Jophiel wrote:
Elinda wrote:
From what I understand he made up stuff about Hezbollah firing missiles at them. I suppose one could make the claim that Williams or even NBC were falsely trying to put a negative spin on Hezbollah.
I'll admit that I'm pretty ignorant of exactly what was claimed. I don't watch much TV news (essentially none) so the Williams thing didn't get much interest from me besides "Well, that was dumb".
Dumb, yes. Probably the result of re-telling a story over and over and it gradually changing over time. And yeah, a bit of "exaggerate my own personal part of it to make my story more compelling". Not shocking by itself, but it's interesting to watch the process over time. Basically, in the early versions he was very clear to state that he didn't come under fire, but that helicopters ahead of his did. Later versions played a version of the pronoun game: "*I* was in a group of helicopters and *we* came under fire, two of the helicopters were hit with RPG and AK fire, and *we* were forced to land" (I'm paraphrasing here just to illustrate the point, not actually quoting him). All technically true, but vague enough not to preclude the possibility that he personally was fired at. The most recent bit was where he just kinda lost track of the facts and actually said that his helicopter came under fire. Ooops.
While the directly false claim is just wrong on its face, for me it highlighted a more troublesome trend in journalism. I almost get the sense that journalists are so afraid of making a false claim that they tend towards specifically vague statements that could mean a broad number of things, and thus can't directly be called false. They then imply the facts rather than stating them clearly. The problem with this is that you can easily make the public accept a false claim without ever actually saying it directly (which I suspect is where he went wrong because he failed to see the line he crossed until he crossed it). Also, it leads to a strange situation where the media deliberately avoids presenting direct clear statements of fact to the audience, and the audience accepts this and adopts a method of interpreting the vaguely worded media reports as "fact".

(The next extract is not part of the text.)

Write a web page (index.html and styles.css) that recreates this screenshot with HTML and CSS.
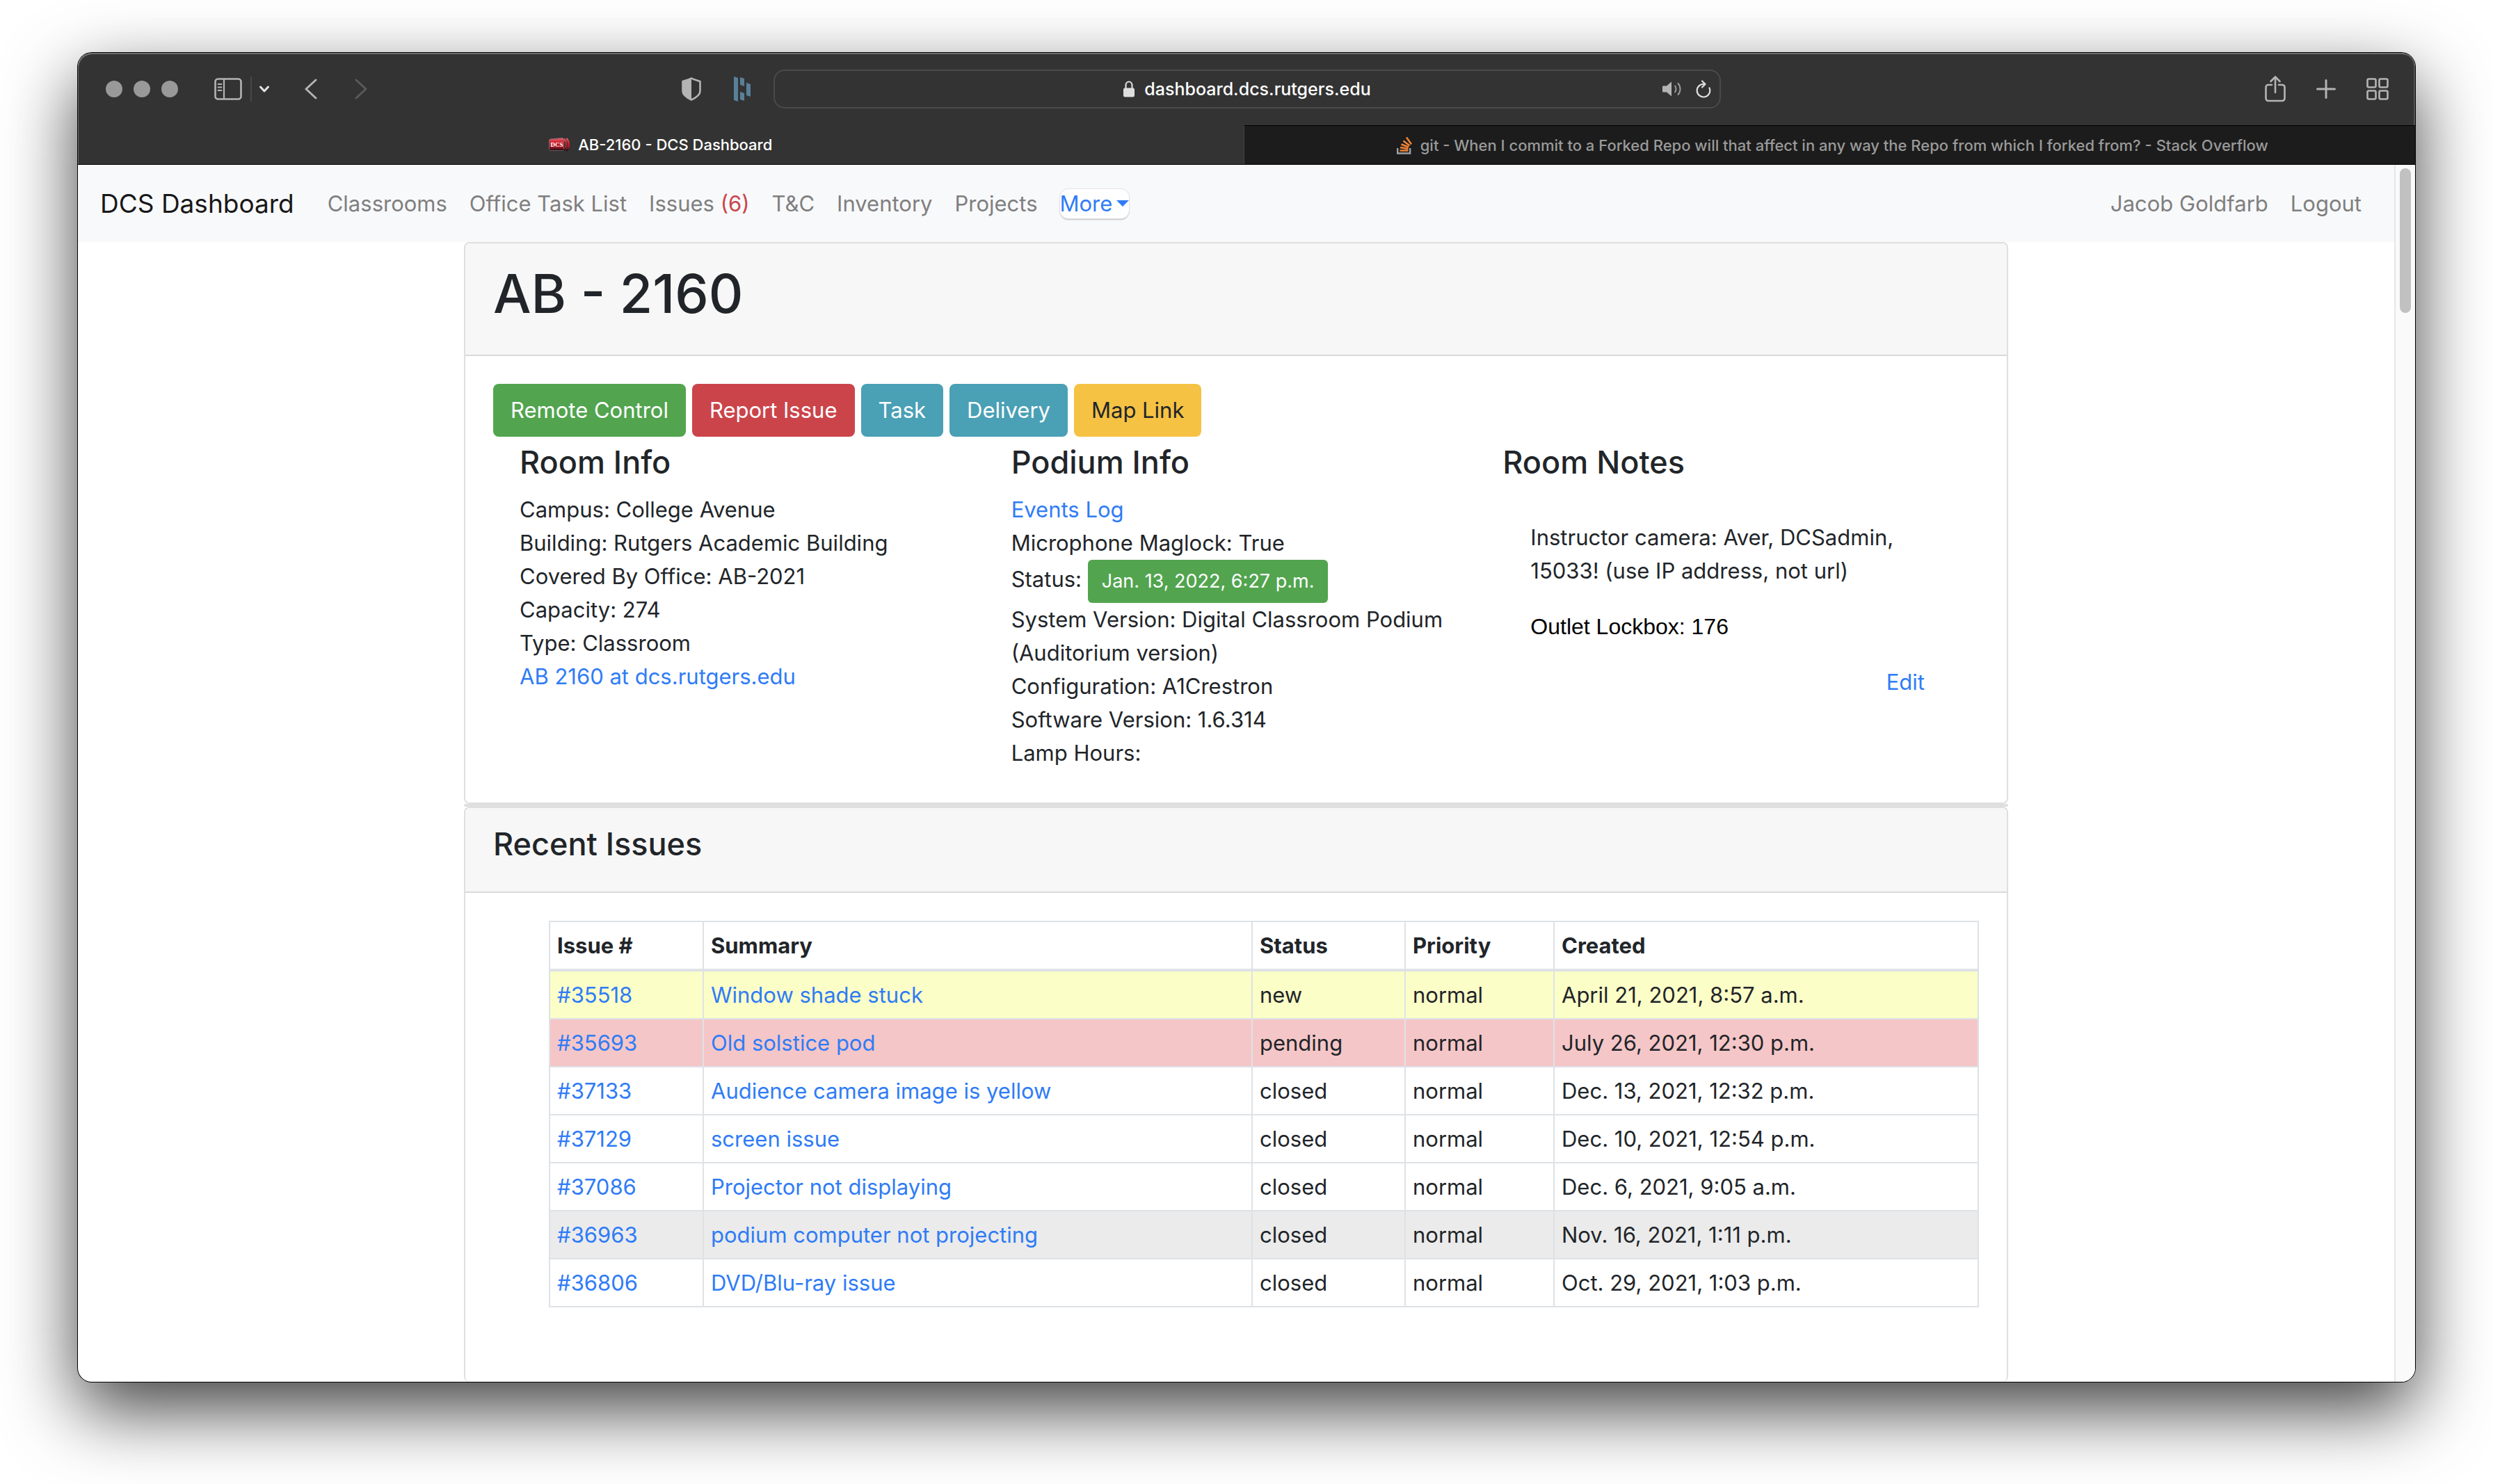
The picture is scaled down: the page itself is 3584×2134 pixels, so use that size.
FILE: index.html
```html
<!DOCTYPE html>
<html lang="en">
<head>
<meta charset="utf-8">
<meta name="viewport" content="width=device-width, initial-scale=1">
<title>AB-2160 - DCS Dashboard</title>
<link rel="stylesheet" href="styles.css">
</head>
<body>
<div class="window">
  <header class="chrome">
    <div class="toolbar">
      <div class="tools tools-left">
        <div class="lights"><span class="light"></span><span class="light"></span><span class="light"></span></div>
        <button class="tool sidebar-tool" type="button" aria-label="Show sidebar">
          <svg width="40" height="32" viewBox="0 0 40 32" fill="none" stroke="#b4b4b4"><rect x="1.5" y="1.5" width="37" height="29" rx="4" stroke-width="2.600"/><path d="M14 2v28" stroke-width="2.200"/><path d="M5.500 9h5M5.500 13.500h5M5.500 18h5" stroke-width="1.800" stroke-linecap="round"/></svg>
        </button>
        <span class="divider"></span>
        <button class="tool menu-tool" type="button" aria-label="Sidebar menu">
          <svg width="16" height="12" viewBox="0 0 16 12" fill="none" stroke="#e4e4e4" stroke-width="3" stroke-linecap="round" stroke-linejoin="round"><path d="M2.500 3L8 9l5.500-6"/></svg>
        </button>
        <button class="tool back-tool" type="button" aria-label="Back">
          <svg width="18" height="30" viewBox="0 0 18 30" fill="none" stroke="#b4b4b4" stroke-width="3" stroke-linecap="round" stroke-linejoin="round"><path d="M16 2L2 15l14 13"/></svg>
        </button>
        <button class="tool forward-tool" type="button" aria-label="Forward">
          <svg width="18" height="30" viewBox="0 0 18 30" fill="none" stroke="#5a5a5a" stroke-width="3" stroke-linecap="round" stroke-linejoin="round"><path d="M2 2l14 13L2 28"/></svg>
        </button>
        <div class="tools extensions">
          <button class="tool" type="button" aria-label="Privacy report">
            <svg width="28" height="34" viewBox="0 0 28 34"><path d="M14 1.500C10 4 6 4.500 1.500 6v14c0 5 5 9 12.500 12.500C21.500 29 26.500 25 26.500 20V6C22 4.500 18 4 14 1.500z" fill="none" stroke="#b4b4b4" stroke-width="2.600" stroke-linejoin="round"/><path d="M14 1.500C10 4 6 4.500 1.500 6v14c0 5 5 9 12.500 12.500z" fill="#b4b4b4"/></svg>
          </button>
          <button class="tool" type="button" aria-label="Password manager">
            <svg width="26" height="36" viewBox="0 0 26 36" fill="#58809a"><path d="M1 0l6 2v34l-6-2zM10 1l6 2v11l-6-2zM19 9l6 2v18l-6-2zM10 22l6 2v11l-6-2z"/></svg>
          </button>
        </div>
      </div>
      <div class="address">
        <span class="site">
          <svg width="16" height="24" viewBox="0 0 16 24"><path d="M3.500 11V6.500a4.500 5 0 0 1 9 0V11" fill="none" stroke="#dedede" stroke-width="2.200"/><rect x="0" y="10.500" width="16" height="13" rx="2.500" fill="#dedede"/></svg>
          <span>dashboard.dcs.rutgers.edu</span>
        </span>
        <span class="address-tools">
          <button class="tool" type="button" aria-label="Mute tab">
            <svg width="28" height="24" viewBox="0 0 28 24"><path d="M1 7.500h5l7-6v21l-7-6H1a1 1 0 0 1-1-1v-7a1 1 0 0 1 1-1z" fill="#b4b4b4"/><path d="M18 7.500c2 2.500 2 6.500 0 9M22.500 4c4 4.500 4 11.500 0 16" fill="none" stroke="#9a9a9a" stroke-width="2" stroke-linecap="round"/></svg>
          </button>
          <button class="tool" type="button" aria-label="Reload">
            <svg width="22" height="26" viewBox="0 0 22 26" fill="none" stroke="#dedede" stroke-width="2.200" stroke-linecap="round" stroke-linejoin="round"><path d="M19.500 11.500A9.300 9.300 0 1 1 12.500 6M9 1.500L13.500 6 9 10.500"/></svg>
          </button>
        </span>
      </div>
      <div class="tools tools-right">
        <button class="tool" type="button" aria-label="Share">
          <svg width="30" height="38" viewBox="0 0 30 38" fill="none" stroke="#b4b4b4" stroke-width="2.600" stroke-linecap="round" stroke-linejoin="round"><path d="M10 13H5a3.500 3.500 0 0 0-3.500 3.500v16A3.500 3.500 0 0 0 5 36h20a3.500 3.500 0 0 0 3.500-3.500v-16A3.500 3.500 0 0 0 25 13h-5M15 24V2M8.500 8L15 1.500 21.500 8"/></svg>
        </button>
        <button class="tool" type="button" aria-label="New tab">
          <svg width="28" height="28" viewBox="0 0 28 28" stroke="#b4b4b4" stroke-width="3" stroke-linecap="round"><path d="M14 1.500v25M1.500 14h25"/></svg>
        </button>
        <button class="tool" type="button" aria-label="Tab overview">
          <svg width="32" height="32" viewBox="0 0 32 32" fill="none" stroke="#b4b4b4" stroke-width="2.600"><rect x="1.500" y="1.500" width="12" height="12" rx="2"/><rect x="18.500" y="1.500" width="12" height="12" rx="2"/><rect x="1.500" y="18.500" width="12" height="12" rx="2"/><rect x="18.500" y="18.500" width="12" height="12" rx="2"/></svg>
        </button>
      </div>
    </div>
    <div class="tabs">
      <div class="tab tab-active">
        <svg width="30" height="20" viewBox="0 0 30 20">
          <defs><linearGradient id="badge" x1="0" y1="0" x2="0" y2="1"><stop offset="0" stop-color="#e2606a"/><stop offset=".35" stop-color="#cf2433"/><stop offset=".7" stop-color="#a81824"/><stop offset="1" stop-color="#150c0e"/></linearGradient></defs>
          <path d="M2.500 2L19 .5a2.500 2.500 0 0 1 2.500 2.500v13.500a2 2 0 0 1-2 2H2.500a2 2 0 0 1-2-2V4a2 2 0 0 1 2-2z" fill="url(#badge)" stroke="#8f8388" stroke-width=".6"/>
          <path d="M22 1.500c4 5 4 11 0 17M25.500 1c4.500 5.500 4.500 12.500 0 18" fill="none" stroke="url(#badge)" stroke-width="2.600"/>
          <text x="2.500" y="13" font-family="Liberation Serif, serif" font-size="9" font-weight="700" fill="#fff">DCS</text>
        </svg>
        <span>AB-2160 - DCS Dashboard</span>
      </div>
      <div class="tab tab-idle">
        <svg width="22" height="26" viewBox="0 0 22 26" fill="none"><path d="M1.200 17v7.500h18V17" stroke="#9da1a6" stroke-width="2.400"/><path d="M4.500 20.500h12M5 16l11.500 2M6.500 11.500l10.500 4M9.500 6.500l9 7M14 1.500l7 10" stroke="#ee8236" stroke-width="2.600"/></svg>
        <span>git - When I commit to a Forked Repo will that affect in any way the Repo from which I forked from? - Stack Overflow</span>
      </div>
    </div>
  </header>

  <div class="viewport">
    <div class="page">
      <nav class="navbar">
        <a class="brand" href="#">DCS Dashboard</a>
        <div class="nav-links">
          <a href="#">Classrooms</a>
          <a href="#">Office Task List</a>
          <a href="#">Issues <span class="count">(6)</span></a>
          <a href="#">T&amp;C</a>
          <a href="#">Inventory</a>
          <a href="#">Projects</a>
          <button class="more" type="button">More<span class="caret"></span></button>
        </div>
        <div class="nav-links nav-user">
          <a href="#">Jacob Goldfarb</a>
          <a href="#">Logout</a>
        </div>
      </nav>

      <main class="content">
        <section class="card">
          <div class="card-header"><h1>AB - 2160</h1></div>
          <div class="card-body">
            <div class="actions">
              <button class="btn btn-success" type="button">Remote Control</button>
              <button class="btn btn-danger" type="button">Report Issue</button>
              <button class="btn btn-info" type="button">Task</button>
              <button class="btn btn-info" type="button">Delivery</button>
              <button class="btn btn-warning" type="button">Map Link</button>
            </div>
            <div class="info-row">
              <div class="info-col">
                <h2>Room Info</h2>
                <div>Campus: College Avenue</div>
                <div>Building: Rutgers Academic Building</div>
                <div>Covered By Office: AB-2021</div>
                <div>Capacity: 274</div>
                <div>Type: Classroom</div>
                <div><a href="#">AB 2160 at dcs.rutgers.edu</a></div>
              </div>
              <div class="info-col">
                <h2>Podium Info</h2>
                <div><a href="#">Events Log</a></div>
                <div>Microphone Maglock: True</div>
                <div class="status-line">Status: <button class="btn-small btn-success" type="button">Jan. 13, 2022, 6:27 p.m.</button></div>
                <div>System Version: Digital Classroom Podium (Auditorium version)</div>
                <div>Configuration: A1Crestron</div>
                <div>Software Version: 1.6.314</div>
                <div>Lamp Hours:</div>
              </div>
              <div class="info-col">
                <h2>Room Notes</h2>
                <div class="notes">
                  <p>Instructor camera: Aver, DCSadmin, 15033! (use IP address, not url)</p>
                  <p class="lockbox">Outlet Lockbox: 176</p>
                  <a class="edit" href="#">Edit</a>
                </div>
              </div>
            </div>
          </div>
        </section>
        <div class="card-gap"></div>
        <section class="card card-last">
          <div class="card-header"><h2>Recent Issues</h2></div>
          <div class="card-body issues">
            <table>
              <colgroup><col class="c-id"><col class="c-summary"><col class="c-status"><col class="c-priority"><col></colgroup>
              <thead>
                <tr><th>Issue #</th><th>Summary</th><th>Status</th><th>Priority</th><th>Created</th></tr>
              </thead>
              <tbody>
                <tr class="row-new"><td><a href="#">#35518</a></td><td><a href="#">Window shade stuck</a></td><td>new</td><td>normal</td><td>April 21, 2021, 8:57 a.m.</td></tr>
                <tr class="row-pending"><td><a href="#">#35693</a></td><td><a href="#">Old solstice pod</a></td><td>pending</td><td>normal</td><td>July 26, 2021, 12:30 p.m.</td></tr>
                <tr><td><a href="#">#37133</a></td><td><a href="#">Audience camera image is yellow</a></td><td>closed</td><td>normal</td><td>Dec. 13, 2021, 12:32 p.m.</td></tr>
                <tr><td><a href="#">#37129</a></td><td><a href="#">screen issue</a></td><td>closed</td><td>normal</td><td>Dec. 10, 2021, 12:54 p.m.</td></tr>
                <tr><td><a href="#">#37086</a></td><td><a href="#">Projector not displaying</a></td><td>closed</td><td>normal</td><td>Dec. 6, 2021, 9:05 a.m.</td></tr>
                <tr class="row-hover"><td><a href="#">#36963</a></td><td><a href="#">podium computer not projecting</a></td><td>closed</td><td>normal</td><td>Nov. 16, 2021, 1:11 p.m.</td></tr>
                <tr><td><a href="#">#36806</a></td><td><a href="#">DVD/Blu-ray issue</a></td><td>closed</td><td>normal</td><td>Oct. 29, 2021, 1:03 p.m.</td></tr>
              </tbody>
            </table>
          </div>
        </section>
      </main>
    </div>
    <div class="scrollbar"><div class="thumb"></div></div>
  </div>
</div>
</body>
</html>
```
FILE: styles.css
```css
* { box-sizing: border-box; }

body {
  min-height: 100vh;
  margin: 0;
  padding: 76px 112px 140px;
  background: #fff;
  color: #212529;
  font-family: Inter, "Liberation Sans", sans-serif;
  font-size: 31px;
  line-height: 48px;
}

h1, h2, p { margin: 0; }
a { color: #2f7cf6; text-decoration: none; }
button { font: inherit; color: inherit; cursor: pointer; }
svg { display: block; flex: none; }

.window {
  border-radius: 20px;
  overflow: hidden;
  background: #fff;
  box-shadow: 0 0 0 1px #000, 0 40px 104px rgba(0, 0, 0, .75);
}

/* Browser chrome */
.chrome {
  background: #333;
  border-bottom: 1px solid #000;
  border-radius: 20px 20px 0 0;
  box-shadow: inset 1px 2px 0 #6e6e6e, inset -2px 0 0 #555;
}
.toolbar {
  display: flex;
  align-items: center;
  height: 104px;
  padding: 0 38px 0 40px;
}
.tool { border: 0; padding: 0; background: none; }
.tools { display: flex; align-items: center; }
.tools-left, .tools-right { flex: 1; }
.lights { display: flex; gap: 16px; margin-right: 52px; }
.light { width: 24px; height: 24px; border-radius: 50%; background: #999; }
.divider { width: 2px; height: 36px; margin: 0 10px 0 12px; background: #484848; }
.back-tool { margin-left: 50px; }
.forward-tool { margin-left: 54px; }
.extensions { gap: 46px; margin: 0 32px 0 auto; }
.address {
  display: grid;
  grid-template-columns: 1fr auto 1fr;
  align-items: center;
  width: 1362px;
  height: 56px;
  padding: 0 12px;
  border: 2px solid #4a4a4a;
  border-radius: 16px;
  color: #fff;
  font-size: 25px;
  font-weight: 500;
}
.site { display: flex; grid-column: 2; align-items: center; gap: 14px; }
.address-tools { display: flex; justify-content: flex-end; align-items: center; gap: 20px; }
.tools-right { justify-content: flex-end; gap: 44px; }

.tabs { display: flex; height: 56px; }
.tab {
  display: flex;
  flex: 1;
  align-items: center;
  justify-content: center;
  gap: 12px;
  color: #fff;
  font-size: 22px;
  font-weight: 500;
  white-space: nowrap;
}
.tab-idle {
  padding-left: 8px;
  background: #1c1c1c;
  border-top: 1px solid #000;
  border-left: 1px solid #444;
  color: #9a9a9a;
}

/* Page area */
.viewport { display: flex; }
.page { flex: 1; }
.scrollbar {
  width: 30px;
  padding: 5px 6px;
  border-left: 2px solid #e6e6e6;
  background: #fafafa;
}
.thumb { width: 16px; height: 208px; margin-left: auto; border-radius: 8px; background: #c1c1c1; }

.navbar {
  display: flex;
  align-items: center;
  gap: 48px;
  height: 111px;
  padding: 0 47px 0 32px;
  background: #f8f9fb;
}
.brand { color: #181818; font-size: 37px; }
.nav-links { display: flex; align-items: center; gap: 32px; }
.nav-links a { color: #7f7f7f; }
.nav-user { margin-left: auto; }
.nav-links .count { color: #cb444a; }
.more {
  display: flex;
  align-items: center;
  gap: 6px;
  height: 42px;
  padding: 0;
  border: 0;
  border-radius: 12px;
  background: #fff;
  box-shadow: 0 0 1px 1px #e4e4e6, 0 2px 2px #bbb;
  color: #2f7cf6;
}
.caret {
  border: 9px solid transparent;
  border-top-color: #2f7cf6;
  border-bottom: 0;
}

.content { width: 66.6667%; margin: 0 auto; }
.card {
  border: 2px solid #dfdfdf;
  border-radius: 8px;
  background: #fff;
}
.card-last { border-bottom: 0; }
.card-gap { height: 4px; background: #dfdfdf; border-radius: 2px; }
.card-header {
  padding: 24px 40px 40px;
  border-bottom: 2px solid #dadada;
  border-radius: 6px 6px 0 0;
  background: #f7f7f7;
}
h1 { font-size: 77px; font-weight: 500; line-height: 96px; }
h2 { font-size: 45px; font-weight: 500; line-height: 56px; }
.card-body { padding: 40px; }

.actions { display: flex; gap: 9px; }
.btn {
  height: 76px;
  padding: 0 25px;
  border: 0;
  border-radius: 8px;
  color: #fff;
}
.btn-small {
  height: 62px;
  padding: 0 20px;
  border: 0;
  border-radius: 6px;
  color: #fff;
  font-size: 27px;
  vertical-align: middle;
}
.btn-success { background: #52a44f; }
.btn-danger { background: #cb444a; }
.btn-info { background: #4aa0b5; }
.btn-warning { background: #f6c244; color: #212529; }

.info-row { display: grid; grid-template-columns: repeat(3, 1fr); padding: 9px 8px 7px; }
.info-col { padding: 0 30px; }
.info-col h2 { margin-bottom: 16px; }
.notes { display: flex; flex-direction: column; gap: 32px; padding: 40px; }
.lockbox { color: #000; font-family: "Liberation Sans", sans-serif; font-size: 32px; }
.edit { align-self: flex-end; }

.issues { padding: 40px 40px 107px 120px; }
table { width: 100%; border-collapse: collapse; table-layout: fixed; }
th, td { padding: 10px 10px 9px; border: 2px solid #dee2e6; text-align: left; }
th { font-weight: 700; border-bottom-width: 4px; }
.c-id { width: 221px; }
.c-summary { width: 789px; }
.c-status { width: 220px; }
.c-priority { width: 214px; }
.row-new { background: #fbfec7; }
.row-pending { background: #f5c6c7; }
.row-hover { background: #ebebeb; }
```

Thus, despite him giving the vague version, which was technically true, but strongly implied to anyone hearing the story that he came under attack for many years, no one bothered to say "hey. Maybe you should be more clear that it wasn't your helicopter that was fired at". We basically accepted the implication either because we didn't research it to realize the implication was wrong *or* because if we did we accepted that the vague statement didn't directly make a false claim. Which, over time, probably contributed to him embellishing it further until he finally just made a direct false claim.
Yeah. TL:DR, whatever. I find this kind of process interesting is all.